EXPANDING GENE FAMILIES
A look at gene families that have more members in pangolin genomes compared to those of other placental mammals provides the complementary positive view of evolution. These include genes that encode:
• proteins that build the cytoskeleton, form cell-to-cell junctions, and promote nervous system function and signal transduction – traits necessary for scale formation
• cathepsins and septins, which squelch bacterial infections
• odorant receptor genes that underlie the pangolin’s superior sense of smell.

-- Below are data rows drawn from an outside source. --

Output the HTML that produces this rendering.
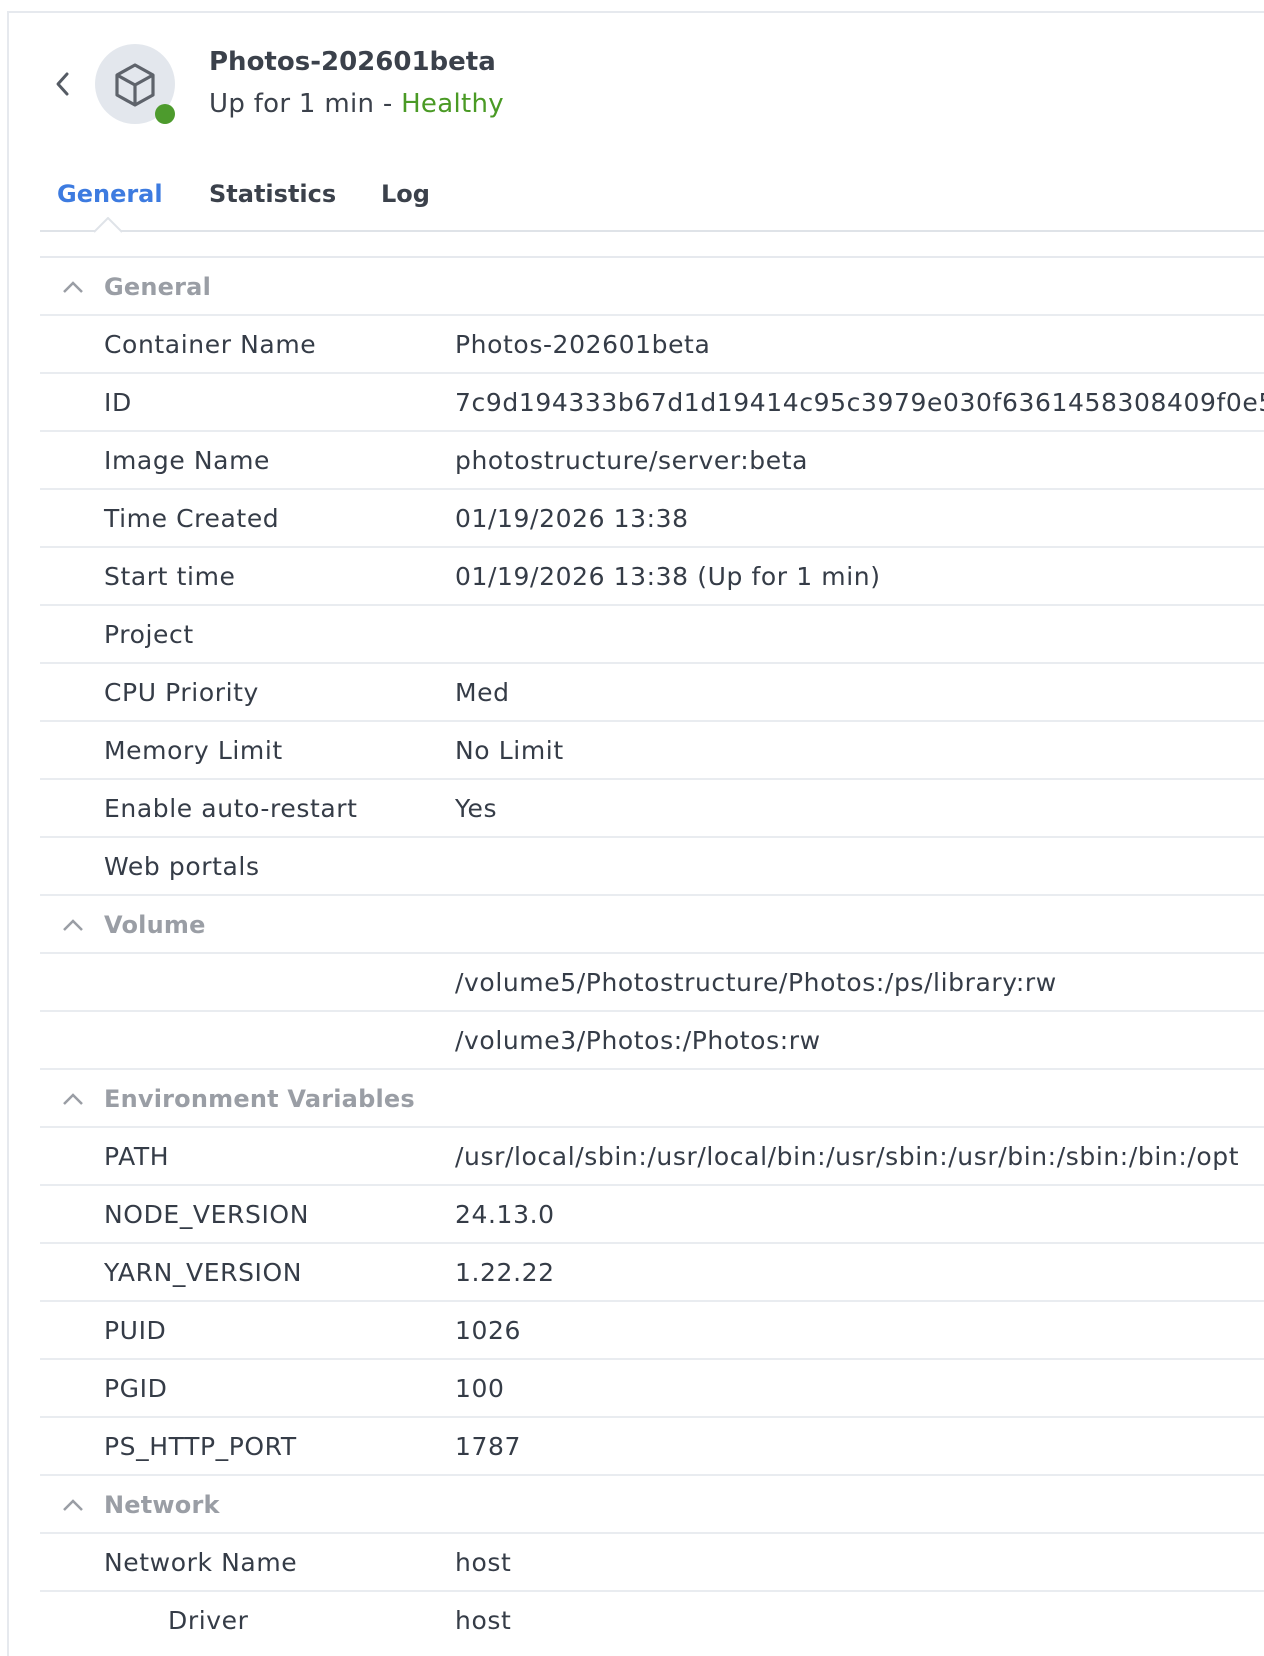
<!DOCTYPE html>
<html><head><meta charset="utf-8"><style>
*{box-sizing:border-box;margin:0;padding:0}
body{width:1264px;height:1656px;overflow:hidden;background:#fff;font-family:"DejaVu Sans","Liberation Sans",sans-serif;color:#353c47;position:relative}
.top{position:absolute;left:7px;right:0;top:11px;height:2px;background:#e6e9ee}
.left{position:absolute;left:7px;top:11px;bottom:0;width:2px;background:#e6e9ee}
.title{position:absolute;left:209px;top:47px;font-weight:bold;font-size:26px;color:#3b414b}
.sub{position:absolute;left:209px;top:89px;font-size:26px;letter-spacing:0.3px;color:#3b414b}
.sub span{color:#4a9a25}
.tab{position:absolute;top:180px;font-weight:bold;font-size:24px;color:#3b414b}
.tabline{position:absolute;left:40px;right:0;top:230px;height:2px;background:#dfe3e8}
.rows{position:absolute;left:40px;right:0;top:256px;border-top:2px solid #e6e9ee}
.row{height:58px;border-bottom:2px solid #e9ecf0;position:relative;font-size:25px;letter-spacing:0.6px;white-space:nowrap;overflow:hidden}
.row .k{position:absolute;left:64px;top:14px}
.row .v{position:absolute;left:415px;top:14px}
.row.h .k{color:#9a9ea5;font-weight:bold;font-size:24px;letter-spacing:0.2px;top:15px}
.chev{position:absolute;left:22px;top:22px}
</style></head><body>
<div class="top"></div><div class="left"></div>
<svg style="position:absolute;left:52px;top:70px" width="24" height="30" viewBox="0 0 24 30"><path d="M15 4 L6 14 L15 24" fill="none" stroke="#555b64" stroke-width="3" stroke-linecap="round" stroke-linejoin="round"/></svg>
<div style="position:absolute;left:95px;top:44px;width:80px;height:80px;border-radius:50%;background:#e3e7ed"></div>
<svg style="position:absolute;left:110px;top:60px" width="50" height="50" viewBox="0 0 50 50"><g fill="none" stroke="#5e636b" stroke-width="3.2" stroke-linejoin="round"><path d="M25 5 L43 15 L43 35 L25 45 L7 35 L7 15 Z"/><path d="M7 15 L25 25 L43 15 M25 25 L25 45"/></g></svg>
<div style="position:absolute;left:155px;top:104px;width:20px;height:20px;border-radius:50%;background:#4d9b2d"></div>
<div class="title">Photos-202601beta</div>
<div class="sub">Up for 1 min - <span>Healthy</span></div>
<div class="tab" style="left:57px;color:#3d7be0">General</div>
<div class="tab" style="left:209px">Statistics</div>
<div class="tab" style="left:381px">Log</div>
<div class="tabline"></div>
<svg style="position:absolute;left:94px;top:217px" width="28" height="16" viewBox="0 0 28 16"><path d="M0 15 L14 1 L28 15" fill="#fff" stroke="#dfe3e8" stroke-width="2"/></svg>
<div class="rows">
<div class="row h"><svg class="chev" width="22" height="14" viewBox="0 0 22 14"><path d="M2 12 L11 3 L20 12" fill="none" stroke="#9a9ea5" stroke-width="2.5"/></svg><span class="k">General</span></div>
<div class="row"><span class="k">Container Name</span><span class="v">Photos-202601beta</span></div>
<div class="row"><span class="k">ID</span><span class="v">7c9d194333b67d1d19414c95c3979e030f6361458308409f0e5a</span></div>
<div class="row"><span class="k">Image Name</span><span class="v">photostructure/server:beta</span></div>
<div class="row"><span class="k">Time Created</span><span class="v">01/19/2026 13:38</span></div>
<div class="row"><span class="k">Start time</span><span class="v">01/19/2026 13:38 (Up for 1 min)</span></div>
<div class="row"><span class="k">Project</span></div>
<div class="row"><span class="k">CPU Priority</span><span class="v">Med</span></div>
<div class="row"><span class="k">Memory Limit</span><span class="v">No Limit</span></div>
<div class="row"><span class="k">Enable auto-restart</span><span class="v">Yes</span></div>
<div class="row"><span class="k">Web portals</span></div>
<div class="row h"><svg class="chev" width="22" height="14" viewBox="0 0 22 14"><path d="M2 12 L11 3 L20 12" fill="none" stroke="#9a9ea5" stroke-width="2.5"/></svg><span class="k">Volume</span></div>
<div class="row"><span class="v">/volume5/Photostructure/Photos:/ps/library:rw</span></div>
<div class="row"><span class="v">/volume3/Photos:/Photos:rw</span></div>
<div class="row h"><svg class="chev" width="22" height="14" viewBox="0 0 22 14"><path d="M2 12 L11 3 L20 12" fill="none" stroke="#9a9ea5" stroke-width="2.5"/></svg><span class="k">Environment Variables</span></div>
<div class="row"><span class="k">PATH</span><span class="v">/usr/local/sbin:/usr/local/bin:/usr/sbin:/usr/bin:/sbin:/bin:/opt</span></div>
<div class="row"><span class="k">NODE_VERSION</span><span class="v">24.13.0</span></div>
<div class="row"><span class="k">YARN_VERSION</span><span class="v">1.22.22</span></div>
<div class="row"><span class="k">PUID</span><span class="v">1026</span></div>
<div class="row"><span class="k">PGID</span><span class="v">100</span></div>
<div class="row"><span class="k">PS_HTTP_PORT</span><span class="v">1787</span></div>
<div class="row h"><svg class="chev" width="22" height="14" viewBox="0 0 22 14"><path d="M2 12 L11 3 L20 12" fill="none" stroke="#9a9ea5" stroke-width="2.5"/></svg><span class="k">Network</span></div>
<div class="row"><span class="k">Network Name</span><span class="v">host</span></div>
<div class="row" style="border-bottom:none"><span class="k" style="left:128px">Driver</span><span class="v">host</span></div>
</div>
</body></html>
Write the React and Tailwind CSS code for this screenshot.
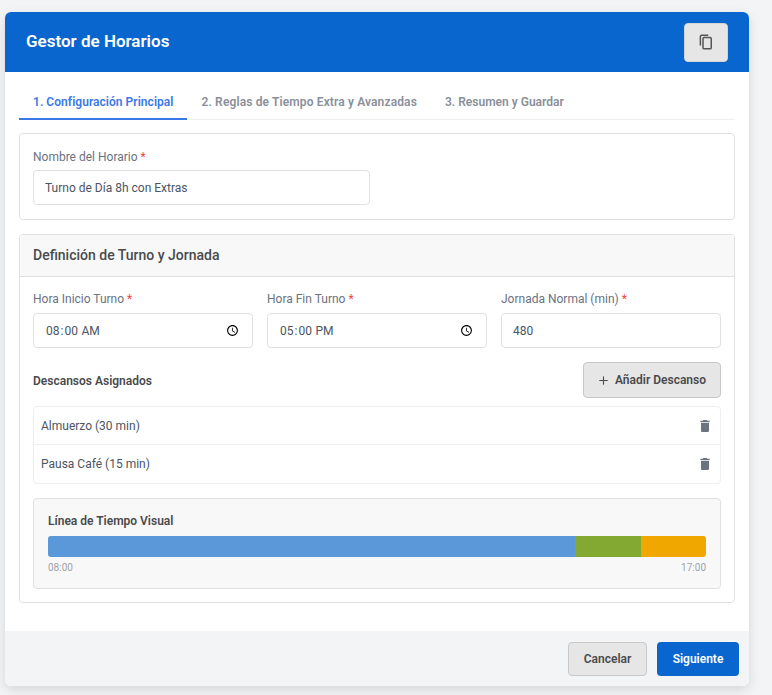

Natural selection tells the tale. At some point in time, a few pangolins, thanks to chance mutations, had harder hair. Other mutations somehow guided those hairs to eventually overlap, providing shielding. Individuals whose hairiness began to become overlapping scaliness were less likely to succumb to bacterial infections, and thereby more likely to survive to pass on those traits. Perhaps the armor also made them more attractive and they had lots of pangolin sex, assuming their privates are reachable, passing on the desirable trait.
So the clues in the pangolin genomes – which gene families have contracted and which expanded -- suggest strongly that the armor has replaced part of the immune response. The tightly-knit, tough scales deter not only predators, but keep the animal free of infection.
Although it is intriguing to imagine reasons why animals are as they are – from the giraffe’s neck to the leopard’s spots to the pangolin’s armor – clues in DNA sequences can provide a broader and less biased view of adaptive traits, from those that have stood the test of evolutionary time to those relegated to the genomic junkyard.